CHALLENGE:
Exactly and only the lines from the one containing "Convert this screenshot" through the one containing "type Flag = 'hk'" belong in your copy. Pictures do not.

DATA LISTING:
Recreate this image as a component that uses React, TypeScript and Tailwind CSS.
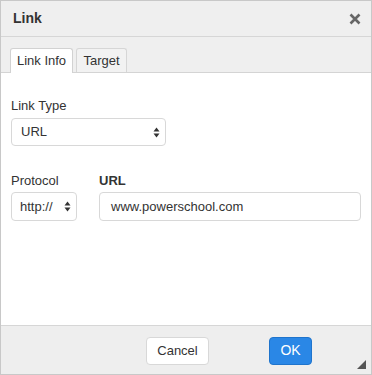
import React from "react";

function Arrows() {
  return (
    <svg width="7" height="11" viewBox="0 0 7 11" className="shrink-0">
      <path d="M3.5 0.5 L6.5 4.5 L0.5 4.5 Z" fill="#333" />
      <path d="M3.5 10.5 L6.5 6.5 L0.5 6.5 Z" fill="#333" />
    </svg>
  );
}

export default function App() {
  return (
    <div
      className="w-[372px] h-[375px] flex flex-col border border-[#c8c8c8] bg-white text-[#333]"
      style={{ fontFamily: '"Liberation Sans", Arial, sans-serif' }}
    >
      <div className="h-[36px] shrink-0 flex items-center justify-between bg-[#efefef] border-b border-[#d6d6d6] pl-[12px] pr-[10px]">
        <span className="text-[14px] font-bold text-[#333]">Link</span>
        <svg width="12" height="12" viewBox="0 0 12 12">
          <path d="M1.5 1.5 L10.5 10.5 M10.5 1.5 L1.5 10.5" stroke="#666" strokeWidth="2.6" strokeLinecap="butt" />
        </svg>
      </div>
      <div className="h-[36px] shrink-0 flex items-end bg-[#efefef] border-b border-[#d4d4d4] pl-[9px] gap-[3px]">
        <div className="h-[25px] w-[63px] -mb-px flex items-center justify-center bg-white border border-b-0 border-[#d2d2d2] rounded-t-[3px] text-[13px] text-[#333]">
          Link Info
        </div>
        <div className="h-[24px] w-[51px] flex items-center justify-center bg-[#f2f2f2] border border-b-0 border-[#d6d6d6] rounded-t-[3px] text-[13px] text-[#333]">
          Target
        </div>
      </div>
      <div className="flex-1 bg-white pl-[10px] pr-[10px] pt-[25px]">
        <div className="text-[13px] leading-[16px]">Link Type</div>
        <div className="mt-[4px] w-[155px] h-[28px] flex items-center justify-between pl-[9px] pr-[5px] border border-[#d8d8d8] rounded-[4px] text-[13px]">
          <span>URL</span>
          <Arrows />
        </div>
        <div className="mt-[27px] flex gap-[22px]">
          <div className="flex flex-col">
            <div className="text-[13px] leading-[16px]">Protocol</div>
            <div className="mt-[3px] w-[66px] h-[29px] flex items-center justify-between pl-[8px] pr-[5px] border border-[#d8d8d8] rounded-[4px] text-[13px]">
              <span>http://</span>
              <Arrows />
            </div>
          </div>
          <div className="flex flex-col flex-1">
            <div className="text-[13px] leading-[16px] font-bold">URL</div>
            <div className="mt-[3px] h-[29px] flex items-center pl-[11px] border border-[#d8d8d8] rounded-[4px] text-[13px]">
              www.powerschool.com
            </div>
          </div>
        </div>
      </div>
      <div className="h-[49px] shrink-0 relative flex items-center justify-end gap-[60px] bg-[#eeeeee] border-t border-[#d6d6d6] pr-[59px] pt-[1px]">
        <div className="w-[63px] h-[28px] flex items-center justify-center bg-white border border-[#d8d8d8] rounded-[4px] text-[13px] text-[#333]">
          Cancel
        </div>
        <div className="w-[43px] h-[28px] flex items-center justify-center bg-[#2a87e6] border border-[#1f74cc] rounded-[4px] text-[14px] text-white">
          OK
        </div>
        <svg width="9" height="9" viewBox="0 0 9 9" className="absolute right-[5px] bottom-[5px]">
          <path d="M9 0 L9 9 L0 9 Z" fill="#555" />
        </svg>
      </div>
    </div>
  );
}
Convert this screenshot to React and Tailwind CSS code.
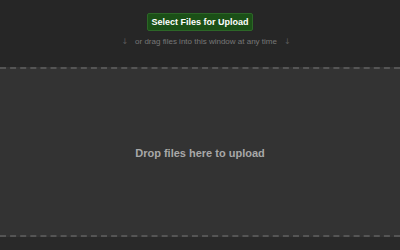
export default function App() {
  return (
    <div className="w-[400px] h-[250px] bg-[#262626] flex flex-col overflow-hidden" style={{ fontFamily: '"Liberation Sans", Arial, sans-serif' }}>
      <div className="h-[67px] flex flex-col items-center pt-[13px]">
        <button className="h-[18px] w-[106px] bg-[#1b5017] border border-[#2c6627] rounded-[2px] text-white text-[9px] font-bold leading-none">
          Select Files for Upload
        </button>
        <div className="mt-[5px] ml-[12px] flex items-center gap-[7px] text-[8px] text-[#777777]">
          <span className="text-[#5a5a5a] text-[8px] font-['DejaVu_Sans']">↓</span>
          <span>or drag files into this window at any time</span>
          <span className="text-[#5a5a5a] text-[8px] font-['DejaVu_Sans']">↓</span>
        </div>
      </div>
      <div className="h-[170px] bg-[#333333] border-y-2 border-dashed border-[#555555] flex items-center justify-center">
        <span className="mt-[2px] text-[11px] font-bold text-[#a8a8a8]">Drop files here to upload</span>
      </div>
      <div className="flex-1 bg-[#292929]" />
    </div>
  );
}
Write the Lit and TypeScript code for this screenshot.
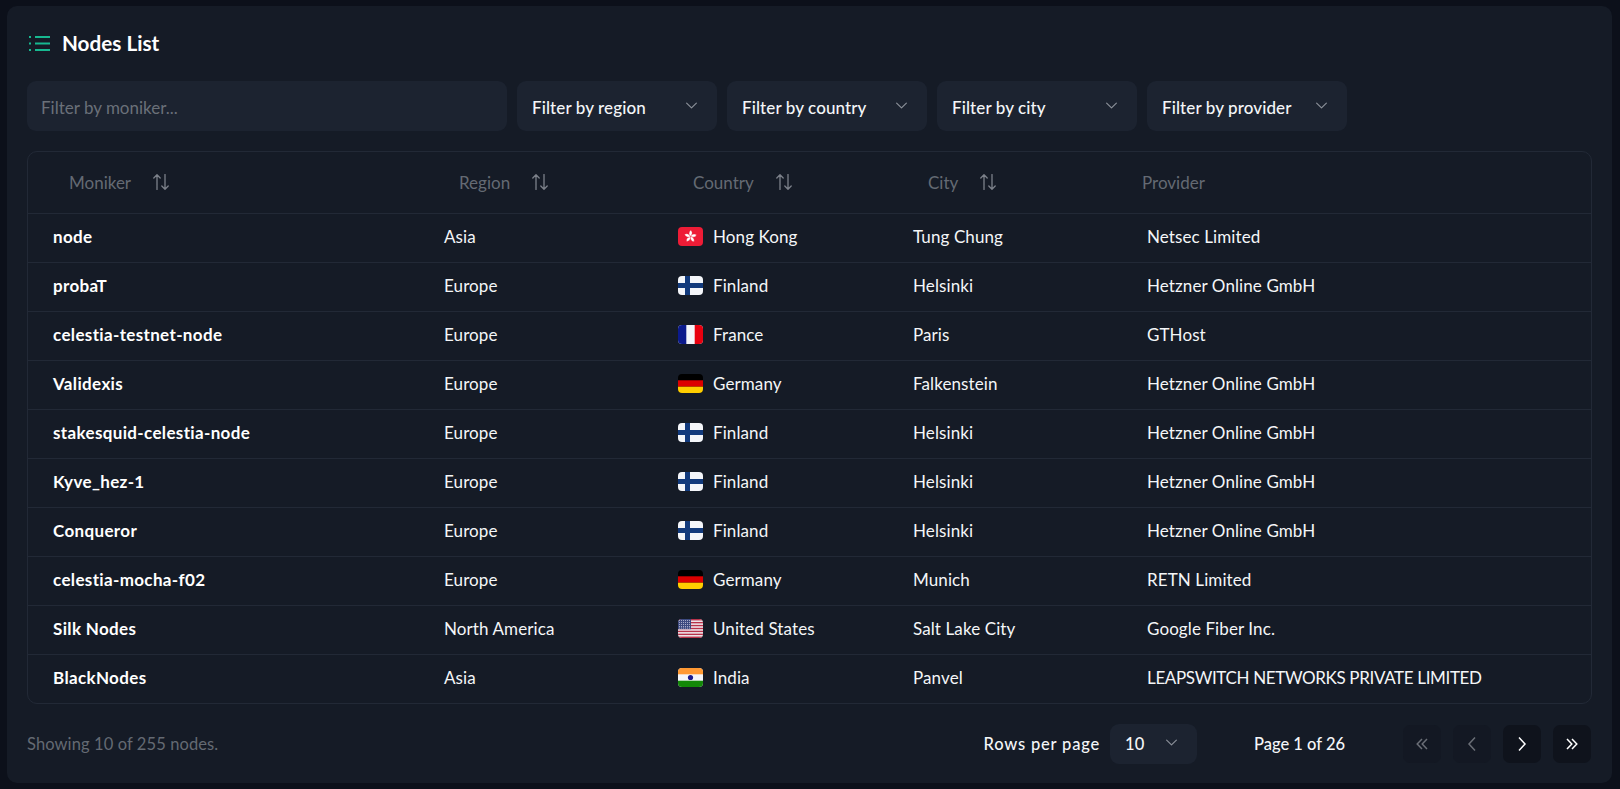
import { LitElement, html, css, svg } from 'lit';
import { customElement } from 'lit/decorators.js';

type Flag = 'hk' | 'fi' | 'fr' | 'de' | 'us' | 'in';

const rows: { moniker: string; region: string; flag: Flag; country: string; city: string; provider: string; caps?: boolean }[] = [
  { moniker: 'node', region: 'Asia', flag: 'hk', country: 'Hong Kong', city: 'Tung Chung', provider: 'Netsec Limited' },
  { moniker: 'probaT', region: 'Europe', flag: 'fi', country: 'Finland', city: 'Helsinki', provider: 'Hetzner Online GmbH' },
  { moniker: 'celestia-testnet-node', region: 'Europe', flag: 'fr', country: 'France', city: 'Paris', provider: 'GTHost' },
  { moniker: 'Validexis', region: 'Europe', flag: 'de', country: 'Germany', city: 'Falkenstein', provider: 'Hetzner Online GmbH' },
  { moniker: 'stakesquid-celestia-node', region: 'Europe', flag: 'fi', country: 'Finland', city: 'Helsinki', provider: 'Hetzner Online GmbH' },
  { moniker: 'Kyve_hez-1', region: 'Europe', flag: 'fi', country: 'Finland', city: 'Helsinki', provider: 'Hetzner Online GmbH' },
  { moniker: 'Conqueror', region: 'Europe', flag: 'fi', country: 'Finland', city: 'Helsinki', provider: 'Hetzner Online GmbH' },
  { moniker: 'celestia-mocha-f02', region: 'Europe', flag: 'de', country: 'Germany', city: 'Munich', provider: 'RETN Limited' },
  { moniker: 'Silk Nodes', region: 'North America', flag: 'us', country: 'United States', city: 'Salt Lake City', provider: 'Google Fiber Inc.' },
  { moniker: 'BlackNodes', region: 'Asia', flag: 'in', country: 'India', city: 'Panvel', provider: 'LEAPSWITCH NETWORKS PRIVATE LIMITED', caps: true },
];

const flagArt: Record<Flag, unknown> = {
  hk: svg`<rect width="25" height="19" fill="#ee1c36"/>
    <g fill="#fff" stroke="#ee1c36" stroke-width=".35">${[0, 72, 144, 216, 288].map(
      (a) => svg`<path transform="rotate(${a} 12.5 9.5)" d="M12.5 9.5C10.800 8.300 10.400 5.400 12.600 3.200 14.800 4.600 14.500 7.500 12.500 9.500z"/>`
    )}</g>`,
  fi: svg`<rect width="25" height="19" fill="#f4f6fa"/>
    <rect x="7" width="5" height="19" fill="#123a7c"/><rect y="7" width="25" height="5" fill="#123a7c"/>`,
  fr: svg`<rect width="25" height="19" fill="#f4f6fa"/>
    <rect width="8.300" height="19" fill="#0b1a8c"/><rect x="16.700" width="8.300" height="19" fill="#e8000f"/>`,
  de: svg`<rect width="25" height="19" fill="#000"/>
    <rect y="6.300" width="25" height="6.400" fill="#dd0000"/><rect y="12.700" width="25" height="6.300" fill="#ffce00"/>`,
  us: svg`<rect width="25" height="19" fill="#f2f2f6"/>
    ${[0, 2, 4, 6, 8, 10, 12].map((i) => svg`<rect y="${(i * 19) / 13}" width="25" height="1.460" fill="#b8324a"/>`)}
    <rect width="13" height="10.200" fill="#3c4a80"/>
    ${[1.500, 3.500, 5.500, 7.500, 9].map((y) =>
      [1.500, 3.500, 5.500, 7.500, 9.500, 11.500].map((x) => svg`<circle cx="${x}" cy="${y}" r=".5" fill="#c9cbe0"/>`)
    )}`,
  in: svg`<rect width="25" height="19" fill="#f4f6fa"/>
    <rect width="25" height="6.300" fill="#ff9933"/><rect y="12.700" width="25" height="6.300" fill="#138808"/>
    <circle cx="12.500" cy="9.500" r="2.600" fill="#1a1a8c"/>`,
};

const sortIcon = html`<svg class="sort" viewBox="0 0 16 16" fill="none" stroke="currentColor" stroke-width="1.300" stroke-linecap="round" stroke-linejoin="round">
  <path d="M4 15.500V.8M.8 4 4 .8 7.200 4M12 .5v14.700M8.800 12 12 15.200 15.200 12"/>
</svg>`;

const chevron = html`<svg class="chev" viewBox="0 0 12 12" fill="none" stroke="currentColor" stroke-width="1.100" stroke-linecap="round" stroke-linejoin="round">
  <path d="M1.500 3.800 6 8.200l4.500-4.400"/>
</svg>`;

@customElement('app-root')
export class AppRoot extends LitElement {
  static styles = css`
    :host {
      display: block;
      height: 789px;
      box-sizing: border-box;
      padding: 6px 8px 6px 7px;
      background: #0c101a;
      font-family: 'Lato', 'Liberation Sans', sans-serif;
      font-size: 17px;
      color: #f4f6f8;
    }
    .card {
      height: 777px;
      box-sizing: border-box;
      padding: 20px;
      background: #151b26;
      border-radius: 10px;
    }
    .title {
      display: flex;
      align-items: center;
      gap: 12px;
      height: 34px;
      padding-left: 2px;
      margin-bottom: 21px;
      font-size: 20.700px;
      font-weight: 700;
      color: #fff;
    }
    .title svg {
      width: 21px;
      height: 15px;
    }
    .filters {
      display: flex;
      gap: 10px;
      margin-bottom: 20px;
    }
    .control {
      display: flex;
      align-items: center;
      justify-content: space-between;
      box-sizing: border-box;
      height: 50px;
      width: 200px;
      padding: 2px 19px 0 15px;
      background: #1c2330;
      border-radius: 9px;
      font-weight: 500;
      letter-spacing: 0.1px;
    }
    .control.search {
      width: 480px;
      padding-left: 14px;
      color: #6a7079;
      font-weight: 400;
      letter-spacing: 0;
    }
    .chev {
      width: 13px;
      height: 13px;
      margin-bottom: 3px;
      color: #8a8f98;
      flex: none;
    }
    .table {
      border: 1px solid #222936;
      border-radius: 10px;
      box-sizing: border-box;
    }
    .row {
      display: grid;
      grid-template-columns: 416px 234px 235px 234px 1fr;
      align-items: center;
      height: 49px;
      padding-bottom: 4px;
      box-sizing: border-box;
      border-top: 1px solid #222936;
      letter-spacing: 0.1px;
    }
    .row.head {
      height: 61px;
      padding-bottom: 1px;
      border-top: 0;
      color: #646a73;
      letter-spacing: 0;
    }
    .head > div {
      display: flex;
      align-items: center;
      gap: 22px;
      padding-left: 15px;
    }
    .head > div:first-child {
      padding-left: 41px;
    }
    .head > div:last-child {
      padding-left: 0;
      margin-left: -5px;
    }
    .sort {
      width: 16px;
      height: 16px;
      color: #7c818a;
    }
    .moniker {
      padding-left: 25px;
      font-weight: 700;
      letter-spacing: 0.35px;
      color: #fff;
    }
    .caps {
      letter-spacing: -0.35px;
    }
    .country {
      display: flex;
      align-items: center;
      gap: 10px;
    }
    .flag {
      width: 25px;
      height: 19px;
      border-radius: 4px;
      flex: none;
    }
    .footer {
      display: flex;
      align-items: center;
      margin-top: 20px;
      padding-right: 1px;
      height: 40px;
      font-size: 16.500px;
    }
    .count {
      color: #646a73;
      letter-spacing: 0.1px;
      flex: 1;
    }
    .perpage {
      margin-right: 10px;
      font-weight: 500;
      letter-spacing: 0.8px;
    }
    .control.size {
      width: 87px;
      height: 40px;
      margin-right: 57px;
      padding-top: 0;
    }
    .page {
      width: 149px;
      font-weight: 500;
    }
    .pager {
      display: flex;
      gap: 12px;
    }
    .pager button {
      display: flex;
      align-items: center;
      justify-content: center;
      width: 38px;
      height: 38px;
      padding: 0;
      border: 0;
      border-radius: 7px;
      background: #0f131c;
      color: #fff;
    }
    .pager button[disabled] {
      background: #131823;
      color: #6a6e76;
    }
    .pager svg {
      width: 14px;
      height: 14px;
    }
  `;

  pagerIcon(d: string, disabled: boolean) {
    return html`<button ?disabled=${disabled}>
      <svg viewBox="0 0 14 14" fill="none" stroke="currentColor" stroke-width="1.500" stroke-linejoin="miter"><path d=${d} /></svg>
    </button>`;
  }

  render() {
    return html`
      <div class="card">
        <div class="title">
          <svg viewBox="0 0 21 15" fill="none" stroke="#17b890" stroke-width="2">
            <path d="M6 1h15M6 7.500h15M6 14h15" />
            <path d="M0 1h2M0 7.500h2M0 14h2" />
          </svg>
          Nodes List
        </div>
        <div class="filters">
          <div class="control search">Filter by moniker...</div>
          ${['region', 'country', 'city', 'provider'].map(
            (f) => html`<div class="control">Filter by ${f} ${chevron}</div>`
          )}
        </div>
        <div class="table">
          <div class="row head">
            <div>Moniker ${sortIcon}</div>
            <div>Region ${sortIcon}</div>
            <div>Country ${sortIcon}</div>
            <div>City ${sortIcon}</div>
            <div>Provider</div>
          </div>
          ${rows.map(
            (r) => html`<div class="row">
              <div class="moniker">${r.moniker}</div>
              <div>${r.region}</div>
              <div class="country">
                <svg class="flag" viewBox="0 0 25 19">${flagArt[r.flag]}</svg>
                ${r.country}
              </div>
              <div>${r.city}</div>
              <div class=${r.caps ? 'caps' : ''}>${r.provider}</div>
            </div>`
          )}
        </div>
        <div class="footer">
          <div class="count">Showing 10 of 255 nodes.</div>
          <div class="perpage">Rows per page</div>
          <div class="control size">10 ${chevron}</div>
          <div class="page">Page 1 of 26</div>
          <div class="pager">
            ${this.pagerIcon('M7 2 2.200 7 7 12M12 2 7.200 7 12 12', true)}
            ${this.pagerIcon('M10 .5 4 7l6 6.500', true)}
            ${this.pagerIcon('M4 .5 10 7l-6 6.500', false)}
            ${this.pagerIcon('M2 2l4.800 5L2 12M7 2l4.800 5L7 12', false)}
          </div>
        </div>
      </div>
    `;
  }
}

EXERCISE RESULT:
Convert this screenshot to React and Tailwind CSS code.
export default function App() {
  return (
    <div className="w-[400px] h-[250px] bg-[#262626] flex flex-col overflow-hidden" style={{ fontFamily: '"Liberation Sans", Arial, sans-serif' }}>
      <div className="h-[67px] flex flex-col items-center pt-[13px]">
        <button className="h-[18px] w-[106px] bg-[#1b5017] border border-[#2c6627] rounded-[2px] text-white text-[9px] font-bold leading-none">
          Select Files for Upload
        </button>
        <div className="mt-[5px] ml-[12px] flex items-center gap-[7px] text-[8px] text-[#777777]">
          <span className="text-[#5a5a5a] text-[8px] font-['DejaVu_Sans']">↓</span>
          <span>or drag files into this window at any time</span>
          <span className="text-[#5a5a5a] text-[8px] font-['DejaVu_Sans']">↓</span>
        </div>
      </div>
      <div className="h-[170px] bg-[#333333] border-y-2 border-dashed border-[#555555] flex items-center justify-center">
        <span className="mt-[2px] text-[11px] font-bold text-[#a8a8a8]">Drop files here to upload</span>
      </div>
      <div className="flex-1 bg-[#292929]" />
    </div>
  );
}
Write the Lit and TypeScript code for this screenshot.
import { LitElement, html, css, svg } from 'lit';
import { customElement } from 'lit/decorators.js';

type Flag = 'hk' | 'fi' | 'fr' | 'de' | 'us' | 'in';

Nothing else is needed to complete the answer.